Front-end source files
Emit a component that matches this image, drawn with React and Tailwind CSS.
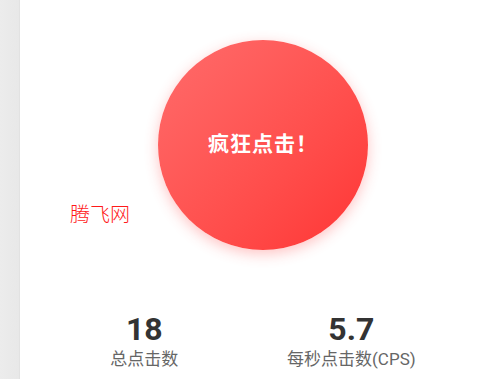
import React from 'react';

const App = () => {
  const stats = [
    { number: '18', label: '总点击数' },
    { number: '5.7', label: '每秒点击数(CPS)' }
  ];

  return (
    <div className="relative flex h-[379px] w-[498px] overflow-hidden bg-white font-['Roboto','Noto_Sans_CJK_SC',sans-serif]">
      {/* left rail */}
      <div className="h-full w-[20px] shrink-0 border-r border-[#e2e2e2] bg-gradient-to-r from-[#ececec] to-[#e8e8e8]" />

      <div className="flex flex-1 flex-col">
        {/* click button */}
        <div className="flex justify-center pl-[8px] pt-[40px]">
          <button className="flex h-[210px] w-[210px] items-center justify-center rounded-full bg-gradient-to-br from-[#ff6b6b] to-[#ff3333] text-[21px] font-bold tracking-[1px] text-white shadow-[0_4px_14px_rgba(255,60,60,0.3)]">
            疯狂点击！
          </button>
        </div>

        {/* stats */}
        <div className="ml-[36px] mt-[60px] flex w-[414px] justify-around">
          {stats.map((stat, index) => (
            <div key={index} className="flex flex-col items-center">
              <p className="text-[32px] font-bold leading-[38px] text-[#333]">{stat.number}</p>
              <p className="text-[17px] leading-[22px] text-[#666]">{stat.label}</p>
            </div>
          ))}
        </div>
      </div>

      {/* watermark */}
      <span className="absolute left-[70px] top-[199px] font-['Noto_Sans_CJK_SC',serif] text-[20px] font-light text-[#ff1a1a]">
        腾飞网
      </span>
    </div>
  );
};

export default App;
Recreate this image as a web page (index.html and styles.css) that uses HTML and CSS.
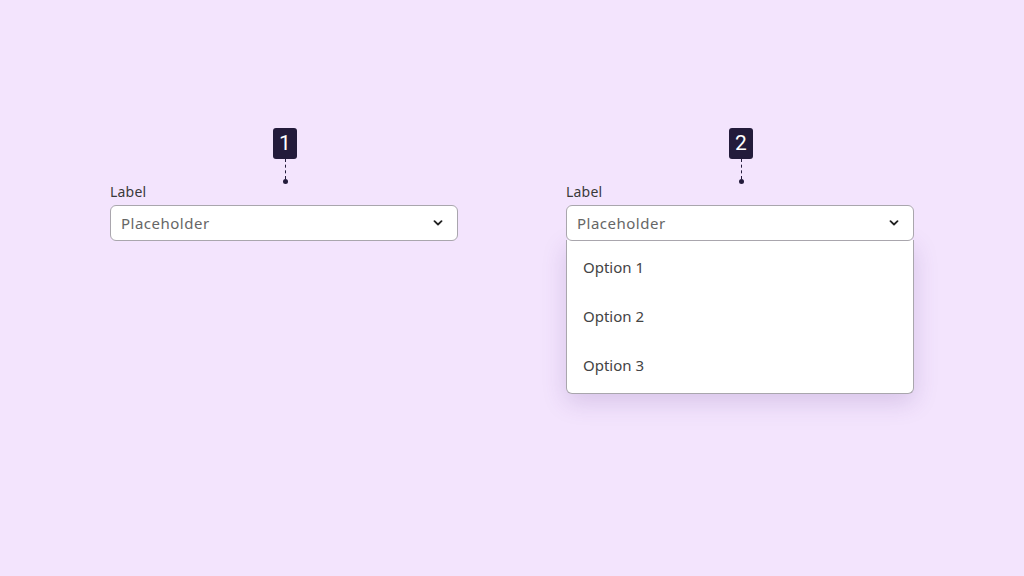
FILE: index.html
```html
<!DOCTYPE html>
<html lang="en">
<head>
<meta charset="utf-8">
<title>Select states</title>
<link rel="stylesheet" href="styles.css">
</head>
<body>
<main class="stage">
  <section class="field">
    <div class="marker">
      <span class="badge">1</span>
      <span class="stem"></span>
      <span class="dot"></span>
    </div>
    <div class="label">Label</div>
    <div class="select">
      <span class="placeholder">Placeholder</span>
      <svg class="chev" width="10" height="6" viewBox="0 0 10 6"><path d="M1.5 1.2 L5 4.5 L8.5 1.2" fill="none" stroke="#222" stroke-width="1.8" stroke-linecap="round" stroke-linejoin="round"/></svg>
    </div>
  </section>
  <section class="field">
    <div class="marker">
      <span class="badge">2</span>
      <span class="stem"></span>
      <span class="dot"></span>
    </div>
    <div class="label">Label</div>
    <div class="select open">
      <span class="placeholder">Placeholder</span>
      <svg class="chev" width="10" height="6" viewBox="0 0 10 6"><path d="M1.5 1.2 L5 4.5 L8.5 1.2" fill="none" stroke="#222" stroke-width="1.8" stroke-linecap="round" stroke-linejoin="round"/></svg>
    </div>
    <ul class="menu">
      <li>Option 1</li>
      <li>Option 2</li>
      <li>Option 3</li>
    </ul>
  </section>
</main>
</body>
</html>
```
FILE: styles.css
```css
html, body {
  margin: 0;
  padding: 0;
}
body {
  width: 1024px;
  height: 576px;
  background: #f3e4fd;
  font-family: "Noto Sans", "DejaVu Sans", sans-serif;
  overflow: hidden;
}
.stage {
  display: flex;
  gap: 108px;
  padding: 128px 0 0 110px;
}
.field {
  width: 348px;
  display: flex;
  flex-direction: column;
}
.marker {
  display: flex;
  flex-direction: column;
  align-items: center;
  padding-left: 2px;
}
.badge {
  width: 24px;
  height: 31px;
  border-radius: 3px;
  background: #231b3b;
  color: #fff;
  font-family: Roboto, sans-serif;
  font-size: 21px;
  line-height: 31px;
  text-align: center;
}
.stem {
  width: 0;
  height: 20px;
  border-left: 1.4px dashed #231b3b;
}
.dot {
  width: 5px;
  height: 5px;
  border-radius: 50%;
  background: #231b3b;
}
.label {
  font-size: 14px;
  line-height: 16px;
  color: #3a3a3a;
  letter-spacing: 0.2px;
  height: 21px;
}
.select {
  box-sizing: border-box;
  height: 36px;
  border: 1px solid #a9a6ad;
  border-radius: 6px;
  background: #fff;
  display: flex;
  align-items: center;
  justify-content: space-between;
  padding: 0 14px 0 10px;
}
.placeholder {
  font-size: 15px;
  letter-spacing: 0.5px;
  color: #666;
}
.select.open {
  position: relative;
  z-index: 2;
}
.menu {
  list-style: none;
  margin: -1px 0 0;
  padding: 3px 0;
  box-sizing: border-box;
  height: 154px;
  background: #fff;
  border: 1px solid #a9a6ad;
  border-top: none;
  border-radius: 0 0 6px 6px;
  box-shadow: 0 8px 24px rgba(90, 50, 140, 0.18);
}
.menu li {
  height: 49px;
  line-height: 49px;
  padding-left: 16px;
  font-size: 15px;
  color: #444;
}
```
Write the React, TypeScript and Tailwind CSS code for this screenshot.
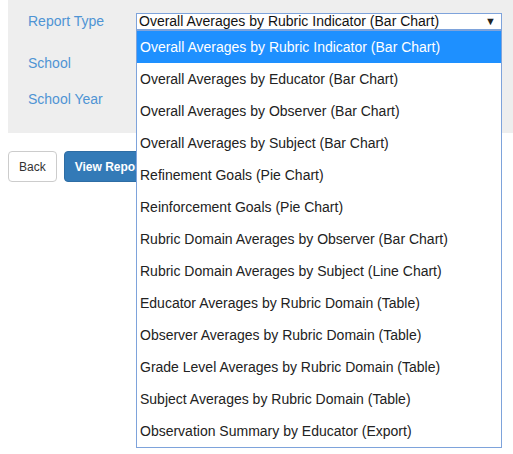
import { useState } from 'react';

const reportTypes = [
  'Overall Averages by Rubric Indicator (Bar Chart)',
  'Overall Averages by Educator (Bar Chart)',
  'Overall Averages by Observer (Bar Chart)',
  'Overall Averages by Subject (Bar Chart)',
  'Refinement Goals (Pie Chart)',
  'Reinforcement Goals (Pie Chart)',
  'Rubric Domain Averages by Observer (Bar Chart)',
  'Rubric Domain Averages by Subject (Line Chart)',
  'Educator Averages by Rubric Domain (Table)',
  'Observer Averages by Rubric Domain (Table)',
  'Grade Level Averages by Rubric Domain (Table)',
  'Subject Averages by Rubric Domain (Table)',
  'Observation Summary by Educator (Export)',
];

export default function App() {
  const [selected, setSelected] = useState(0);

  return (
    <div className="w-[513px] h-[454px] bg-white text-[14px] font-['Liberation_Sans',Arial,sans-serif] overflow-hidden">
      {/* Filter panel */}
      <div className="ml-2 h-[133px] bg-[#eeeeee] pl-5 pt-[5px]">
        <div className="flex h-[32px] items-center">
          <label className="w-[108px] text-[#4f94d4]">Report Type</label>
          <div className="relative w-[366px]">
            <div className="flex h-[17px] items-center justify-between border border-[#7ea3db] bg-white pl-[2px] pr-[5px] text-[14px] leading-[15px] text-[#111]">
              <span>{reportTypes[selected]}</span>
              <span className="text-[11px] leading-none text-[#222]">▼</span>
            </div>

            {/* Open dropdown list */}
            <ul className="absolute left-0 top-full z-10 w-[366px] border border-[#7ea3db] bg-white">
              {reportTypes.map((type, index) => (
                <li
                  key={type}
                  onClick={() => setSelected(index)}
                  className={
                    index === selected
                      ? 'flex h-[32px] items-center bg-[#1e90ff] px-[3px] pt-[1px] text-white'
                      : 'flex h-[32px] items-center px-[3px] pt-[1px] text-[#222]'
                  }
                >
                  {type}
                </li>
              ))}
            </ul>
          </div>
        </div>
        <div className="mt-[10px] flex h-[32px] items-center">
          <label className="w-[108px] text-[#4f94d4]">School</label>
          <div className="h-[17px] w-[366px] border border-[#7ea3db] bg-white" />
        </div>
        <div className="mt-[4px] flex h-[32px] items-center">
          <label className="w-[108px] text-[#4f94d4]">School Year</label>
          <div className="h-[17px] w-[366px] border border-[#7ea3db] bg-white" />
        </div>
      </div>

      {/* Actions */}
      <div className="ml-2 mt-[18px] flex gap-[7px]">
        <button className="h-[31px] rounded-[4px] border border-[#cccccc] bg-white px-[10px] text-[12px] text-[#333]">
          Back
        </button>
        <button className="h-[31px] rounded-[4px] border border-[#2e6da4] bg-[#337ab7] px-[10px] text-[12px] font-bold text-white">
          View Report
        </button>
      </div>
    </div>
  );
}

• Brief: Copy each line of the records precisely and drop any images they hold.

• Output of the task:
Emit a component that matches this image, drawn with React and Tailwind CSS.
import React from 'react';

const App = () => {
  const stats = [
    { number: '18', label: '总点击数' },
    { number: '5.7', label: '每秒点击数(CPS)' }
  ];

  return (
    <div className="relative flex h-[379px] w-[498px] overflow-hidden bg-white font-['Roboto','Noto_Sans_CJK_SC',sans-serif]">
      {/* left rail */}
      <div className="h-full w-[20px] shrink-0 border-r border-[#e2e2e2] bg-gradient-to-r from-[#ececec] to-[#e8e8e8]" />

      <div className="flex flex-1 flex-col">
        {/* click button */}
        <div className="flex justify-center pl-[8px] pt-[40px]">
          <button className="flex h-[210px] w-[210px] items-center justify-center rounded-full bg-gradient-to-br from-[#ff6b6b] to-[#ff3333] text-[21px] font-bold tracking-[1px] text-white shadow-[0_4px_14px_rgba(255,60,60,0.3)]">
            疯狂点击！
          </button>
        </div>

        {/* stats */}
        <div className="ml-[36px] mt-[60px] flex w-[414px] justify-around">
          {stats.map((stat, index) => (
            <div key={index} className="flex flex-col items-center">
              <p className="text-[32px] font-bold leading-[38px] text-[#333]">{stat.number}</p>
              <p className="text-[17px] leading-[22px] text-[#666]">{stat.label}</p>
            </div>
          ))}
        </div>
      </div>

      {/* watermark */}
      <span className="absolute left-[70px] top-[199px] font-['Noto_Sans_CJK_SC',serif] text-[20px] font-light text-[#ff1a1a]">
        腾飞网
      </span>
    </div>
  );
};

export default App;
Recreate this image as a web page (index.html and styles.css) that uses HTML and CSS.
FILE: index.html
```html
<!DOCTYPE html>
<html lang="en">
<head>
<meta charset="utf-8">
<title>Select states</title>
<link rel="stylesheet" href="styles.css">
</head>
<body>
<main class="stage">
  <section class="field">
    <div class="marker">
      <span class="badge">1</span>
      <span class="stem"></span>
      <span class="dot"></span>
    </div>
    <div class="label">Label</div>
    <div class="select">
      <span class="placeholder">Placeholder</span>
      <svg class="chev" width="10" height="6" viewBox="0 0 10 6"><path d="M1.5 1.2 L5 4.5 L8.5 1.2" fill="none" stroke="#222" stroke-width="1.8" stroke-linecap="round" stroke-linejoin="round"/></svg>
    </div>
  </section>
  <section class="field">
    <div class="marker">
      <span class="badge">2</span>
      <span class="stem"></span>
      <span class="dot"></span>
    </div>
    <div class="label">Label</div>
    <div class="select open">
      <span class="placeholder">Placeholder</span>
      <svg class="chev" width="10" height="6" viewBox="0 0 10 6"><path d="M1.5 1.2 L5 4.5 L8.5 1.2" fill="none" stroke="#222" stroke-width="1.8" stroke-linecap="round" stroke-linejoin="round"/></svg>
    </div>
    <ul class="menu">
      <li>Option 1</li>
      <li>Option 2</li>
      <li>Option 3</li>
    </ul>
  </section>
</main>
</body>
</html>
```
FILE: styles.css
```css
html, body {
  margin: 0;
  padding: 0;
}
body {
  width: 1024px;
  height: 576px;
  background: #f3e4fd;
  font-family: "Noto Sans", "DejaVu Sans", sans-serif;
  overflow: hidden;
}
.stage {
  display: flex;
  gap: 108px;
  padding: 128px 0 0 110px;
}
.field {
  width: 348px;
  display: flex;
  flex-direction: column;
}
.marker {
  display: flex;
  flex-direction: column;
  align-items: center;
  padding-left: 2px;
}
.badge {
  width: 24px;
  height: 31px;
  border-radius: 3px;
  background: #231b3b;
  color: #fff;
  font-family: Roboto, sans-serif;
  font-size: 21px;
  line-height: 31px;
  text-align: center;
}
.stem {
  width: 0;
  height: 20px;
  border-left: 1.4px dashed #231b3b;
}
.dot {
  width: 5px;
  height: 5px;
  border-radius: 50%;
  background: #231b3b;
}
.label {
  font-size: 14px;
  line-height: 16px;
  color: #3a3a3a;
  letter-spacing: 0.2px;
  height: 21px;
}
.select {
  box-sizing: border-box;
  height: 36px;
  border: 1px solid #a9a6ad;
  border-radius: 6px;
  background: #fff;
  display: flex;
  align-items: center;
  justify-content: space-between;
  padding: 0 14px 0 10px;
}
.placeholder {
  font-size: 15px;
  letter-spacing: 0.5px;
  color: #666;
}
.select.open {
  position: relative;
  z-index: 2;
}
.menu {
  list-style: none;
  margin: -1px 0 0;
  padding: 3px 0;
  box-sizing: border-box;
  height: 154px;
  background: #fff;
  border: 1px solid #a9a6ad;
  border-top: none;
  border-radius: 0 0 6px 6px;
  box-shadow: 0 8px 24px rgba(90, 50, 140, 0.18);
}
.menu li {
  height: 49px;
  line-height: 49px;
  padding-left: 16px;
  font-size: 15px;
  color: #444;
}
```
Write the React, TypeScript and Tailwind CSS code for this screenshot.
import { useState } from 'react';

const reportTypes = [
  'Overall Averages by Rubric Indicator (Bar Chart)',
  'Overall Averages by Educator (Bar Chart)',
  'Overall Averages by Observer (Bar Chart)',
  'Overall Averages by Subject (Bar Chart)',
  'Refinement Goals (Pie Chart)',
  'Reinforcement Goals (Pie Chart)',
  'Rubric Domain Averages by Observer (Bar Chart)',
  'Rubric Domain Averages by Subject (Line Chart)',
  'Educator Averages by Rubric Domain (Table)',
  'Observer Averages by Rubric Domain (Table)',
  'Grade Level Averages by Rubric Domain (Table)',
  'Subject Averages by Rubric Domain (Table)',
  'Observation Summary by Educator (Export)',
];

export default function App() {
  const [selected, setSelected] = useState(0);

  return (
    <div className="w-[513px] h-[454px] bg-white text-[14px] font-['Liberation_Sans',Arial,sans-serif] overflow-hidden">
      {/* Filter panel */}
      <div className="ml-2 h-[133px] bg-[#eeeeee] pl-5 pt-[5px]">
        <div className="flex h-[32px] items-center">
          <label className="w-[108px] text-[#4f94d4]">Report Type</label>
          <div className="relative w-[366px]">
            <div className="flex h-[17px] items-center justify-between border border-[#7ea3db] bg-white pl-[2px] pr-[5px] text-[14px] leading-[15px] text-[#111]">
              <span>{reportTypes[selected]}</span>
              <span className="text-[11px] leading-none text-[#222]">▼</span>
            </div>

            {/* Open dropdown list */}
            <ul className="absolute left-0 top-full z-10 w-[366px] border border-[#7ea3db] bg-white">
              {reportTypes.map((type, index) => (
                <li
                  key={type}
                  onClick={() => setSelected(index)}
                  className={
                    index === selected
                      ? 'flex h-[32px] items-center bg-[#1e90ff] px-[3px] pt-[1px] text-white'
                      : 'flex h-[32px] items-center px-[3px] pt-[1px] text-[#222]'
                  }
                >
                  {type}
                </li>
              ))}
            </ul>
          </div>
        </div>
        <div className="mt-[10px] flex h-[32px] items-center">
          <label className="w-[108px] text-[#4f94d4]">School</label>
          <div className="h-[17px] w-[366px] border border-[#7ea3db] bg-white" />
        </div>
        <div className="mt-[4px] flex h-[32px] items-center">
          <label className="w-[108px] text-[#4f94d4]">School Year</label>
          <div className="h-[17px] w-[366px] border border-[#7ea3db] bg-white" />
        </div>
      </div>

      {/* Actions */}
      <div className="ml-2 mt-[18px] flex gap-[7px]">
        <button className="h-[31px] rounded-[4px] border border-[#cccccc] bg-white px-[10px] text-[12px] text-[#333]">
          Back
        </button>
        <button className="h-[31px] rounded-[4px] border border-[#2e6da4] bg-[#337ab7] px-[10px] text-[12px] font-bold text-white">
          View Report
        </button>
      </div>
    </div>
  );
}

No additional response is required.